The team led by Giddens has billed $20.1 million for the four months it has been working but they are withholding 15 percent of the total because of an agreement with Securities Investor Protection Corp. The rate charged by Giddens is $894 per hour, which includes a 10 percent reduction from the rate he normally charges as a result of the agreement signed with SIPC. Giddens billed 424 hours in the four months.


Other members of the Giddens team have billed more hours than he did. James Kobak, billed 749 hours at the same rate as Giddens. Christopher Kiplok, a bankruptcy partner, billed 675 hours at $691.55 per hour. The team includes 130 lawyers and 28 paralegals, which has billed 43,000 hours.

“The dude deserves to get paid and he’s done a good job,” said James Koutoulas, leader of advocate group the Commodity Customer Coalition. “But the system for bankruptcy fees is ridiculous. Bankruptcy lawyers are probably the most overpaid group of lawyers in the country. I’d feel a little more comfortable if it was around, say, $12 million.”

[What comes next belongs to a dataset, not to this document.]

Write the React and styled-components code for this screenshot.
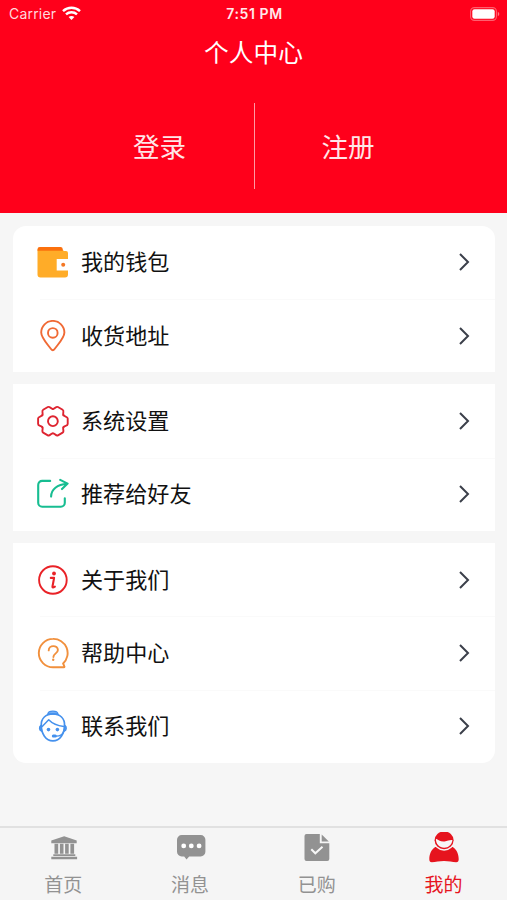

MF Global declared bankruptcy back in October of 2011 and Giddens has been tasked with returning as much money as possible to the firm’s customers. The fees turned in by Giddens are higher than the ones he submitted when working on the Lehman wind-down. On that case, Giddens’ team reported close to $14.26 million in fees. During that case, the rate for Giddens was $787, which had a 10 percent reduction from the SIPC agreement. The increase in the rate by Giddens has occurred over time in order to mirror an increase in the billing rates for Hughes Hubbard. While working for close to three-and-a-half years on the Lehman case, Hughes Hubbard billed $200 million in fees and has been approved for $172 million so far. The activities being billed for include the payback of billions of dollars to customers of MF Global and making sure that customers were informed about public meetings.